The relevance of Form 8-K reports

In this paper, we investigate the timeliness of and stock price reaction to a sample of Form 8-K reports filed in 1993 with the Securities and Exchange Commission (SEC). Under current SEC regulations, a Form 8-K must be filed within 5 to 15 days after the occurrence of certain events, such as a bankruptcy filing or an auditor change, as well as after any material development that a registrant believes is relevant to its investors. The SEC?s presumption is that the Form 8-K is relevant to investors; in particular, the report "plays a critical role in the periodic reporting system, which is intended to provide investors with a continuous stream of corporate information" (SEC Accounting Series Release No. 306 [1982]).
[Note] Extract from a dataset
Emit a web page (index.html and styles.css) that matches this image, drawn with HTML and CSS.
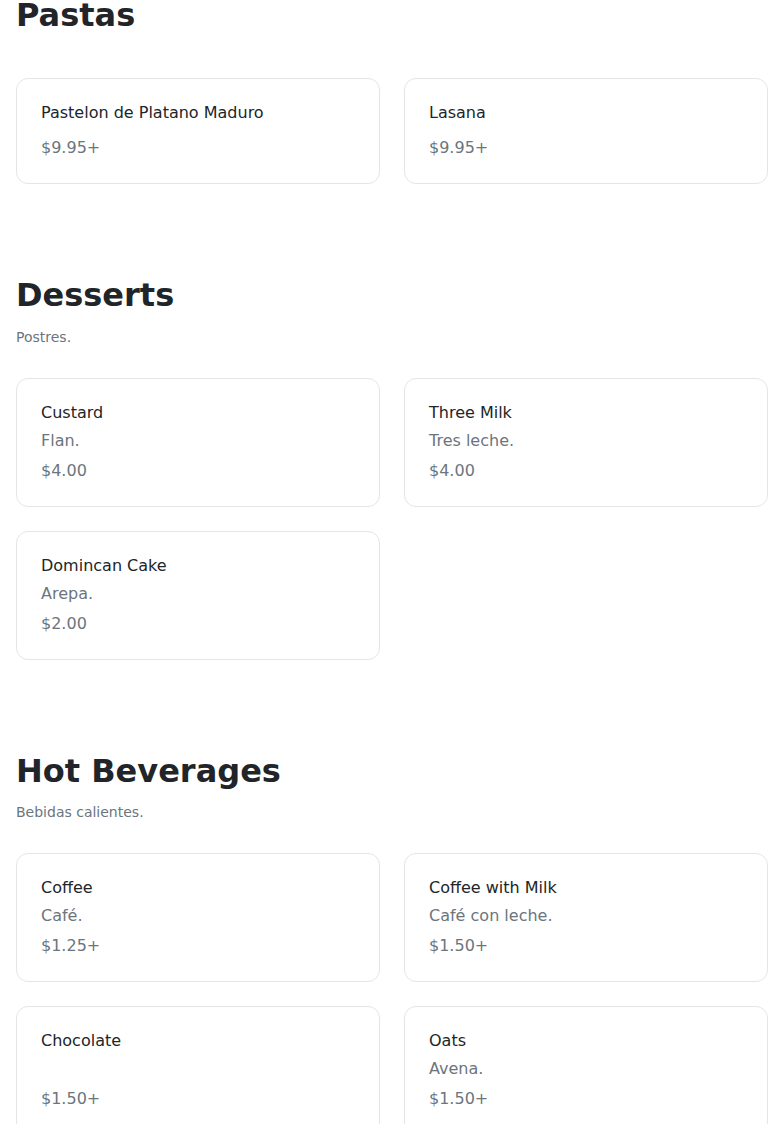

This function has assumed greater importance in light of proposals made by the SEC to expand the number of required disclosures in the Form 8-K and to reduce the allowed time for filing. Specifically, in an attempt to provide more consistent and timely disclosure by all public companies, the SEC proposes that earnings and selected other financial data be released through an 8-K within 30 days after the end of each fiscal quarter (60 days after fiscal year-end). Form 8-K filing deadlines would be shortened; disclosures currently due in 15 calendar days would be accelerated to 5 business days, and those due in 5 business days would be reduced to 1 business day (SEC [1998]).